== SOURCE EXCERPT ==

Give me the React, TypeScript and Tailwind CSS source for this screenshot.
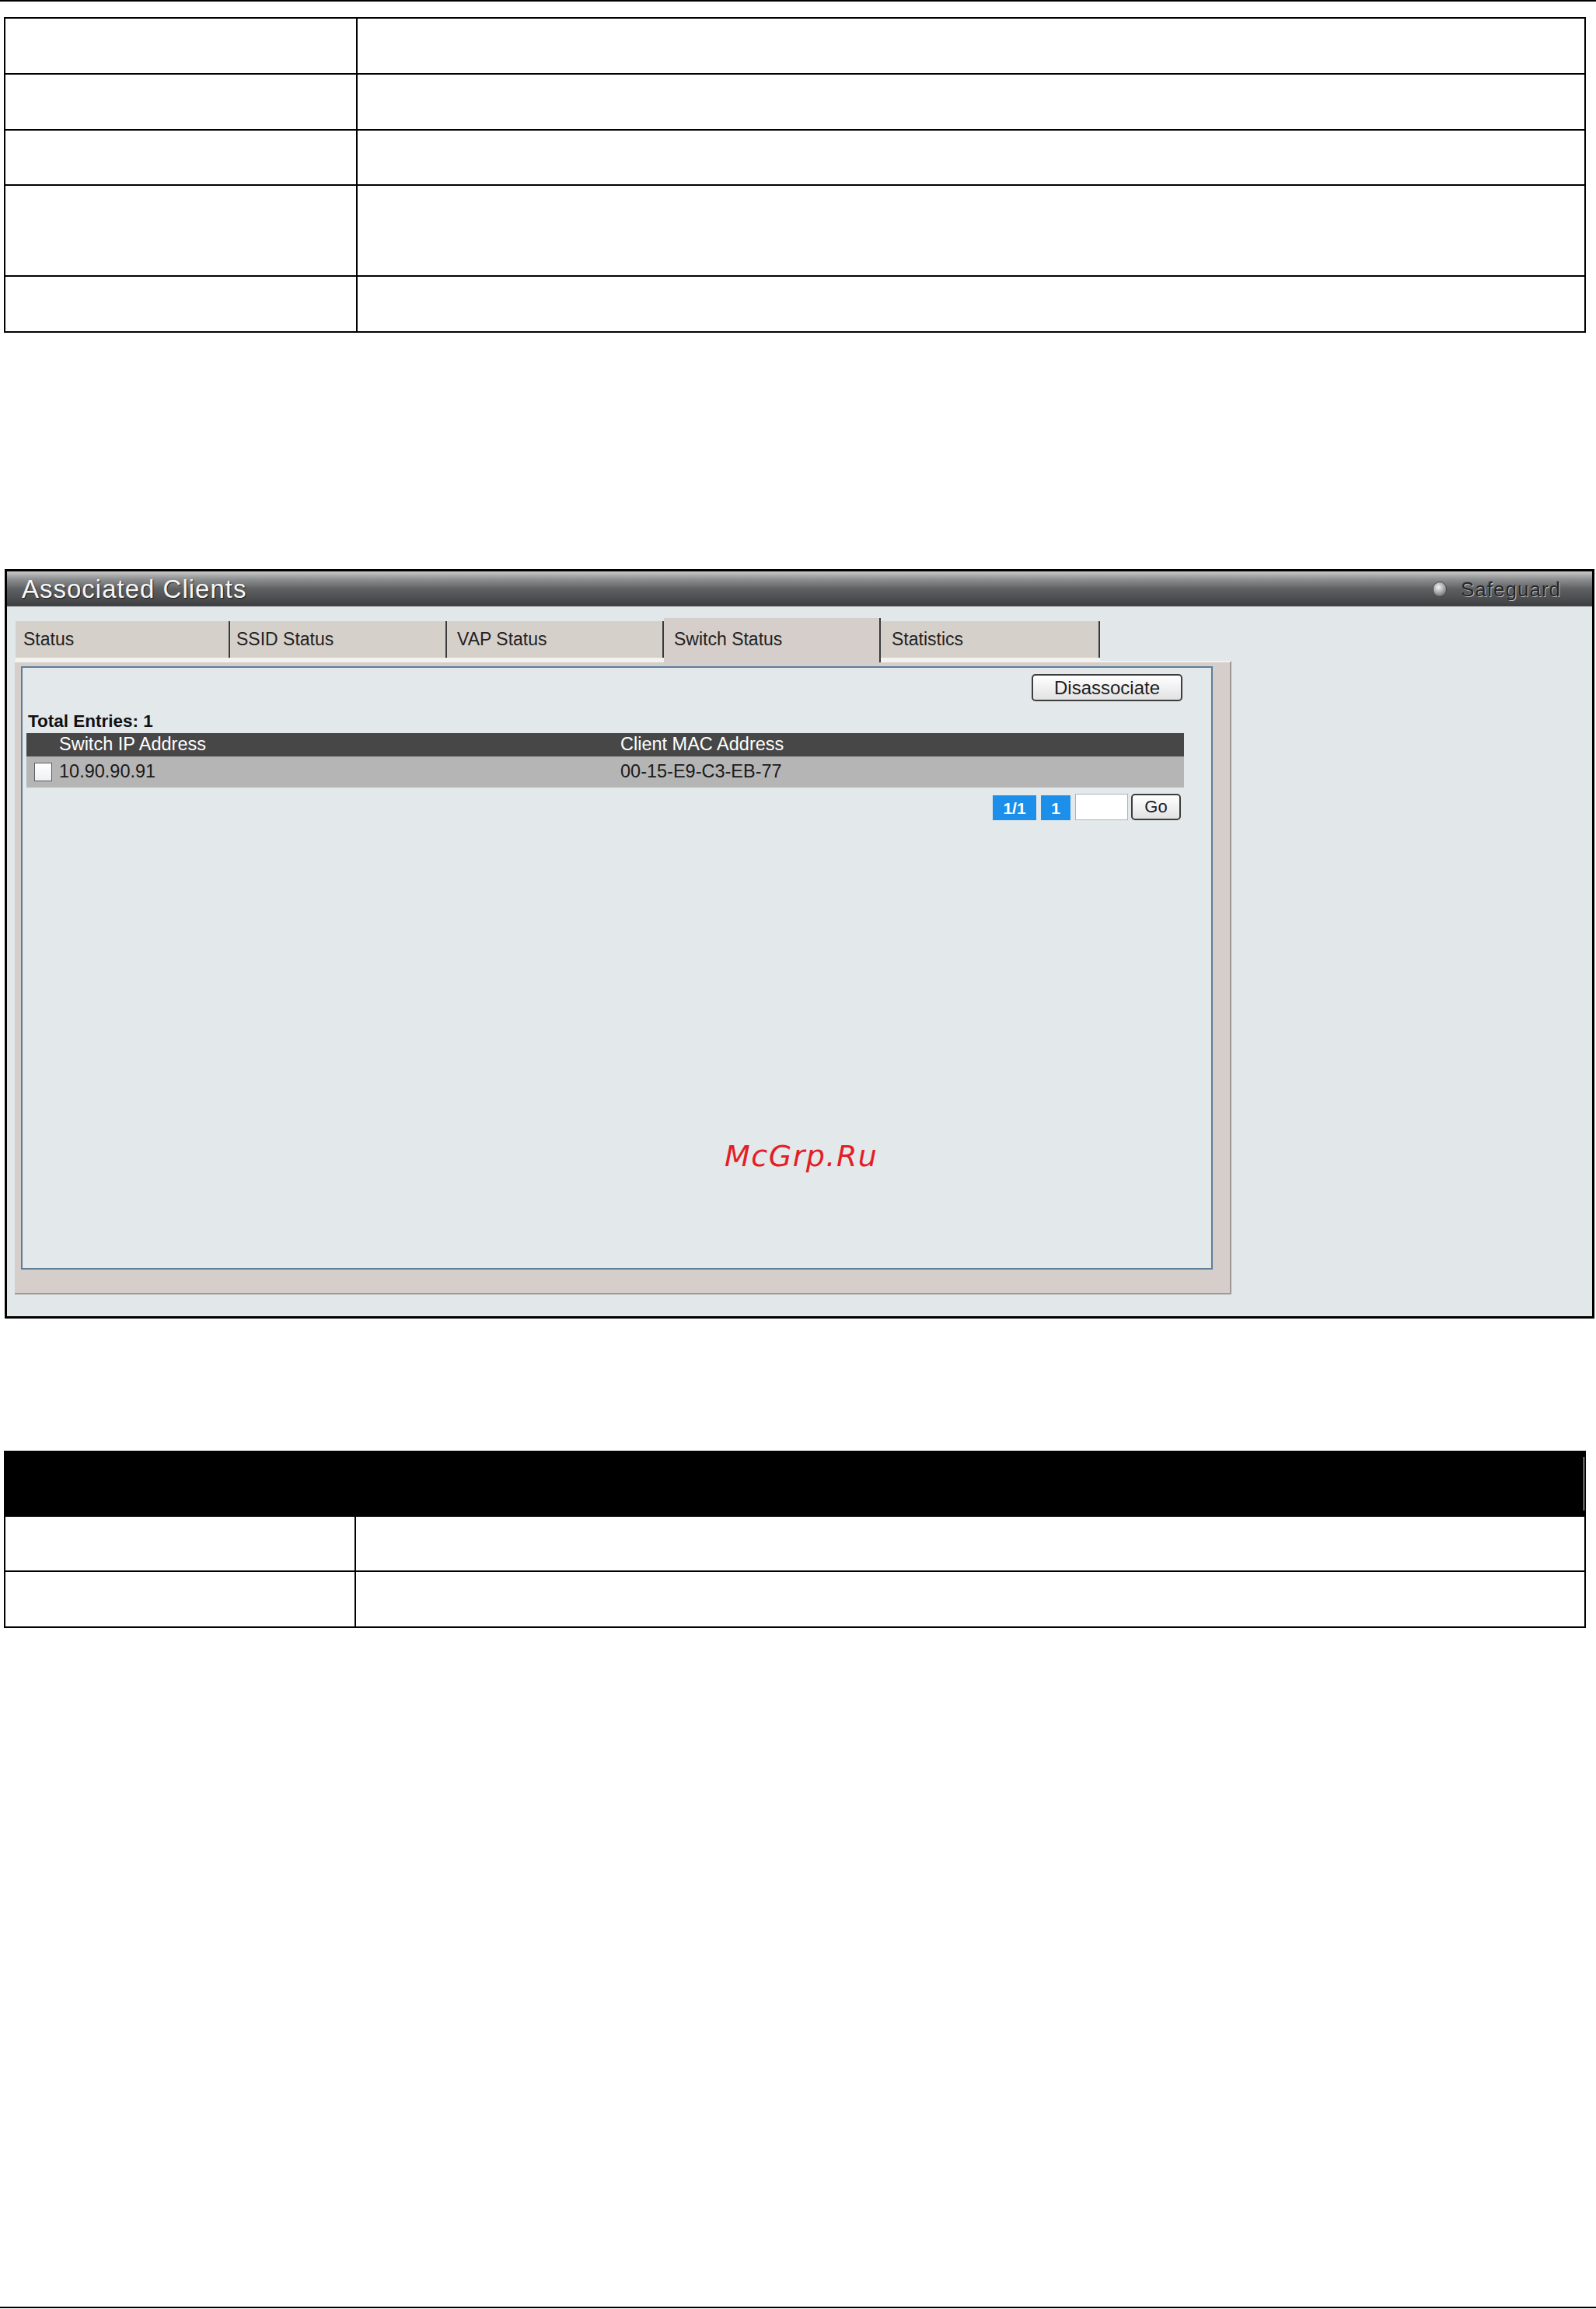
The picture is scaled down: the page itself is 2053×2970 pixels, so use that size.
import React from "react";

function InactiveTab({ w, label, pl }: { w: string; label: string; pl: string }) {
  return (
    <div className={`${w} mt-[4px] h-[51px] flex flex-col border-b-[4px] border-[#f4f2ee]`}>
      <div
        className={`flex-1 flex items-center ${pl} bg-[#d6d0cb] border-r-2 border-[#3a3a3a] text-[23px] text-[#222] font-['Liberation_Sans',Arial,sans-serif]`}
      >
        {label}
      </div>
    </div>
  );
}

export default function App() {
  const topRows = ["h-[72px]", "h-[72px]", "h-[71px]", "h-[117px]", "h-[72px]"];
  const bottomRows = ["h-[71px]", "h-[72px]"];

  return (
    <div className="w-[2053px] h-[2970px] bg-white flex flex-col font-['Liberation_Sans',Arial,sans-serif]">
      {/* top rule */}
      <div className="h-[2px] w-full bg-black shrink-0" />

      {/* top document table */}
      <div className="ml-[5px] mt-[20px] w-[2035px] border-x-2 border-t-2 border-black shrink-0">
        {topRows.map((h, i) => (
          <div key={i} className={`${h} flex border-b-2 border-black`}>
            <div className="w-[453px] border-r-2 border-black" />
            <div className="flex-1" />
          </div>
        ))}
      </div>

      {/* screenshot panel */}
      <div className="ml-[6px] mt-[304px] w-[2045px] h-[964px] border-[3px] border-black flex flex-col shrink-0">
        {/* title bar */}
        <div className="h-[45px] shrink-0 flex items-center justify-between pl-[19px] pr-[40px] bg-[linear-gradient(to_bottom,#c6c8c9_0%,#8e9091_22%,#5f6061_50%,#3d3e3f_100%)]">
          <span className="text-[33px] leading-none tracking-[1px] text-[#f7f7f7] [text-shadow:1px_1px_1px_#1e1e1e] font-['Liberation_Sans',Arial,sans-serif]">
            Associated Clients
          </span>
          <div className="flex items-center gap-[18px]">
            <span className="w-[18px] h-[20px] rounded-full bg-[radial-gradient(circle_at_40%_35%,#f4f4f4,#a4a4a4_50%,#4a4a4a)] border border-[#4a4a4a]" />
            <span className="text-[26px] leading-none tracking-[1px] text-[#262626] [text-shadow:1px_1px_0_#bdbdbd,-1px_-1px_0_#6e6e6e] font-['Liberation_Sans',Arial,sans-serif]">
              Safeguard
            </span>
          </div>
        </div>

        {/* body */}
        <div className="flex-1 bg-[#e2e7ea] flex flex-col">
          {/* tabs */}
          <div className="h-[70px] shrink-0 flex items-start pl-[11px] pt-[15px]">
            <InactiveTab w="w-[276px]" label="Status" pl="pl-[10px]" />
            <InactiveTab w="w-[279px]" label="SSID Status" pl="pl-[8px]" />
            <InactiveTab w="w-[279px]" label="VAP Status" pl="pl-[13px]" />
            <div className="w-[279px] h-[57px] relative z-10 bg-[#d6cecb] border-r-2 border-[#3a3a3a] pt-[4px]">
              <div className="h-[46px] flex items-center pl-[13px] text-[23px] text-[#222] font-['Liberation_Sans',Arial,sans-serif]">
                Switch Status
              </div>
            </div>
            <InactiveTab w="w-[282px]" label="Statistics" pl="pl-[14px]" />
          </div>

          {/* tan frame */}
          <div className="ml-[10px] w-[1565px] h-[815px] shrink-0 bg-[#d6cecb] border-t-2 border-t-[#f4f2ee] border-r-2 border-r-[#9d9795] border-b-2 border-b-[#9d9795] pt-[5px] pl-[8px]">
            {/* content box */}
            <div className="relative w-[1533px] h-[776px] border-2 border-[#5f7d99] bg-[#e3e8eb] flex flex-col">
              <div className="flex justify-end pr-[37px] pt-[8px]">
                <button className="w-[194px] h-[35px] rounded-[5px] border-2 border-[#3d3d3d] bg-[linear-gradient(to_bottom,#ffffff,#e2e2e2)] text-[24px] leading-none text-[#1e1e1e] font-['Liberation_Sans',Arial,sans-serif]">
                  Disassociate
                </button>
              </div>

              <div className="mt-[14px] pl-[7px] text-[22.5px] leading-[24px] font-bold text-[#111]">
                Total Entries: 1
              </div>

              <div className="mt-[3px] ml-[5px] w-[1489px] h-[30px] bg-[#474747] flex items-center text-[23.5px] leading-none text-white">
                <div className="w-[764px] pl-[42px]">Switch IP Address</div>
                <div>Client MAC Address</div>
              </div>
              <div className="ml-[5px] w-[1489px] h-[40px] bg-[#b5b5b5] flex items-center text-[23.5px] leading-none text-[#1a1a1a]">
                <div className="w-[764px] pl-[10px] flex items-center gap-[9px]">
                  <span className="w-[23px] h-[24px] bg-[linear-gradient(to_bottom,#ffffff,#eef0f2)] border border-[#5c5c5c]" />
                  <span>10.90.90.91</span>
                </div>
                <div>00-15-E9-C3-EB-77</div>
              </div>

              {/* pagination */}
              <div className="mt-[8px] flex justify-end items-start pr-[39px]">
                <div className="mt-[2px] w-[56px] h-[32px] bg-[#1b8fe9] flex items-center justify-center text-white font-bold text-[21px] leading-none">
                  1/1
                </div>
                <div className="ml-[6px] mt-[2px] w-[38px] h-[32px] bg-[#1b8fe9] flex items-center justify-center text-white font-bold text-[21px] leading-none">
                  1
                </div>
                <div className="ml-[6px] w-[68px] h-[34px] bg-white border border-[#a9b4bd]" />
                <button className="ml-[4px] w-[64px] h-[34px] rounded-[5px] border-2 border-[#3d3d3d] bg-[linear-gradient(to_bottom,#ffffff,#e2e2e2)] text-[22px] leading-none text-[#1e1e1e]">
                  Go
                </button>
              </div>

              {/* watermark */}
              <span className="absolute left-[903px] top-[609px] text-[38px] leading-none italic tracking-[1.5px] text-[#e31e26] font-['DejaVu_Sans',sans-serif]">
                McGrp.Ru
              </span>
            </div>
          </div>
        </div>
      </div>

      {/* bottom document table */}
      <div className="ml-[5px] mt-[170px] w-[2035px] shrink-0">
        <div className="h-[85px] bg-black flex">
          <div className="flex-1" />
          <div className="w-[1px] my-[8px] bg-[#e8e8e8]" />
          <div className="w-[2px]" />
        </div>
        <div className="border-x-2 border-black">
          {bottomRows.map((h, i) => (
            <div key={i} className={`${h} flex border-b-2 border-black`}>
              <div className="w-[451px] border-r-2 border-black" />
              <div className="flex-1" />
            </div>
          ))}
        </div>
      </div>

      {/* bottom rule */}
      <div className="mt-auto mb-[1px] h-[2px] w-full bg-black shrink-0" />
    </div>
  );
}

===

● DIRECTIONS FOR THIS TASK
Please transcribe the material above exactly as written. Leave the pictures out.

● RESPONSE
Give me the React, TypeScript and Tailwind CSS source for this screenshot.
The picture is scaled down: the page itself is 2053×2970 pixels, so use that size.
import React from "react";

function InactiveTab({ w, label, pl }: { w: string; label: string; pl: string }) {
  return (
    <div className={`${w} mt-[4px] h-[51px] flex flex-col border-b-[4px] border-[#f4f2ee]`}>
      <div
        className={`flex-1 flex items-center ${pl} bg-[#d6d0cb] border-r-2 border-[#3a3a3a] text-[23px] text-[#222] font-['Liberation_Sans',Arial,sans-serif]`}
      >
        {label}
      </div>
    </div>
  );
}

export default function App() {
  const topRows = ["h-[72px]", "h-[72px]", "h-[71px]", "h-[117px]", "h-[72px]"];
  const bottomRows = ["h-[71px]", "h-[72px]"];

  return (
    <div className="w-[2053px] h-[2970px] bg-white flex flex-col font-['Liberation_Sans',Arial,sans-serif]">
      {/* top rule */}
      <div className="h-[2px] w-full bg-black shrink-0" />

      {/* top document table */}
      <div className="ml-[5px] mt-[20px] w-[2035px] border-x-2 border-t-2 border-black shrink-0">
        {topRows.map((h, i) => (
          <div key={i} className={`${h} flex border-b-2 border-black`}>
            <div className="w-[453px] border-r-2 border-black" />
            <div className="flex-1" />
          </div>
        ))}
      </div>

      {/* screenshot panel */}
      <div className="ml-[6px] mt-[304px] w-[2045px] h-[964px] border-[3px] border-black flex flex-col shrink-0">
        {/* title bar */}
        <div className="h-[45px] shrink-0 flex items-center justify-between pl-[19px] pr-[40px] bg-[linear-gradient(to_bottom,#c6c8c9_0%,#8e9091_22%,#5f6061_50%,#3d3e3f_100%)]">
          <span className="text-[33px] leading-none tracking-[1px] text-[#f7f7f7] [text-shadow:1px_1px_1px_#1e1e1e] font-['Liberation_Sans',Arial,sans-serif]">
            Associated Clients
          </span>
          <div className="flex items-center gap-[18px]">
            <span className="w-[18px] h-[20px] rounded-full bg-[radial-gradient(circle_at_40%_35%,#f4f4f4,#a4a4a4_50%,#4a4a4a)] border border-[#4a4a4a]" />
            <span className="text-[26px] leading-none tracking-[1px] text-[#262626] [text-shadow:1px_1px_0_#bdbdbd,-1px_-1px_0_#6e6e6e] font-['Liberation_Sans',Arial,sans-serif]">
              Safeguard
            </span>
          </div>
        </div>

        {/* body */}
        <div className="flex-1 bg-[#e2e7ea] flex flex-col">
          {/* tabs */}
          <div className="h-[70px] shrink-0 flex items-start pl-[11px] pt-[15px]">
            <InactiveTab w="w-[276px]" label="Status" pl="pl-[10px]" />
            <InactiveTab w="w-[279px]" label="SSID Status" pl="pl-[8px]" />
            <InactiveTab w="w-[279px]" label="VAP Status" pl="pl-[13px]" />
            <div className="w-[279px] h-[57px] relative z-10 bg-[#d6cecb] border-r-2 border-[#3a3a3a] pt-[4px]">
              <div className="h-[46px] flex items-center pl-[13px] text-[23px] text-[#222] font-['Liberation_Sans',Arial,sans-serif]">
                Switch Status
              </div>
            </div>
            <InactiveTab w="w-[282px]" label="Statistics" pl="pl-[14px]" />
          </div>

          {/* tan frame */}
          <div className="ml-[10px] w-[1565px] h-[815px] shrink-0 bg-[#d6cecb] border-t-2 border-t-[#f4f2ee] border-r-2 border-r-[#9d9795] border-b-2 border-b-[#9d9795] pt-[5px] pl-[8px]">
            {/* content box */}
            <div className="relative w-[1533px] h-[776px] border-2 border-[#5f7d99] bg-[#e3e8eb] flex flex-col">
              <div className="flex justify-end pr-[37px] pt-[8px]">
                <button className="w-[194px] h-[35px] rounded-[5px] border-2 border-[#3d3d3d] bg-[linear-gradient(to_bottom,#ffffff,#e2e2e2)] text-[24px] leading-none text-[#1e1e1e] font-['Liberation_Sans',Arial,sans-serif]">
                  Disassociate
                </button>
              </div>

              <div className="mt-[14px] pl-[7px] text-[22.5px] leading-[24px] font-bold text-[#111]">
                Total Entries: 1
              </div>

              <div className="mt-[3px] ml-[5px] w-[1489px] h-[30px] bg-[#474747] flex items-center text-[23.5px] leading-none text-white">
                <div className="w-[764px] pl-[42px]">Switch IP Address</div>
                <div>Client MAC Address</div>
              </div>
              <div className="ml-[5px] w-[1489px] h-[40px] bg-[#b5b5b5] flex items-center text-[23.5px] leading-none text-[#1a1a1a]">
                <div className="w-[764px] pl-[10px] flex items-center gap-[9px]">
                  <span className="w-[23px] h-[24px] bg-[linear-gradient(to_bottom,#ffffff,#eef0f2)] border border-[#5c5c5c]" />
                  <span>10.90.90.91</span>
                </div>
                <div>00-15-E9-C3-EB-77</div>
              </div>

              {/* pagination */}
              <div className="mt-[8px] flex justify-end items-start pr-[39px]">
                <div className="mt-[2px] w-[56px] h-[32px] bg-[#1b8fe9] flex items-center justify-center text-white font-bold text-[21px] leading-none">
                  1/1
                </div>
                <div className="ml-[6px] mt-[2px] w-[38px] h-[32px] bg-[#1b8fe9] flex items-center justify-center text-white font-bold text-[21px] leading-none">
                  1
                </div>
                <div className="ml-[6px] w-[68px] h-[34px] bg-white border border-[#a9b4bd]" />
                <button className="ml-[4px] w-[64px] h-[34px] rounded-[5px] border-2 border-[#3d3d3d] bg-[linear-gradient(to_bottom,#ffffff,#e2e2e2)] text-[22px] leading-none text-[#1e1e1e]">
                  Go
                </button>
              </div>

              {/* watermark */}
              <span className="absolute left-[903px] top-[609px] text-[38px] leading-none italic tracking-[1.5px] text-[#e31e26] font-['DejaVu_Sans',sans-serif]">
                McGrp.Ru
              </span>
            </div>
          </div>
        </div>
      </div>

      {/* bottom document table */}
      <div className="ml-[5px] mt-[170px] w-[2035px] shrink-0">
        <div className="h-[85px] bg-black flex">
          <div className="flex-1" />
          <div className="w-[1px] my-[8px] bg-[#e8e8e8]" />
          <div className="w-[2px]" />
        </div>
        <div className="border-x-2 border-black">
          {bottomRows.map((h, i) => (
            <div key={i} className={`${h} flex border-b-2 border-black`}>
              <div className="w-[451px] border-r-2 border-black" />
              <div className="flex-1" />
            </div>
          ))}
        </div>
      </div>

      {/* bottom rule */}
      <div className="mt-auto mb-[1px] h-[2px] w-full bg-black shrink-0" />
    </div>
  );
}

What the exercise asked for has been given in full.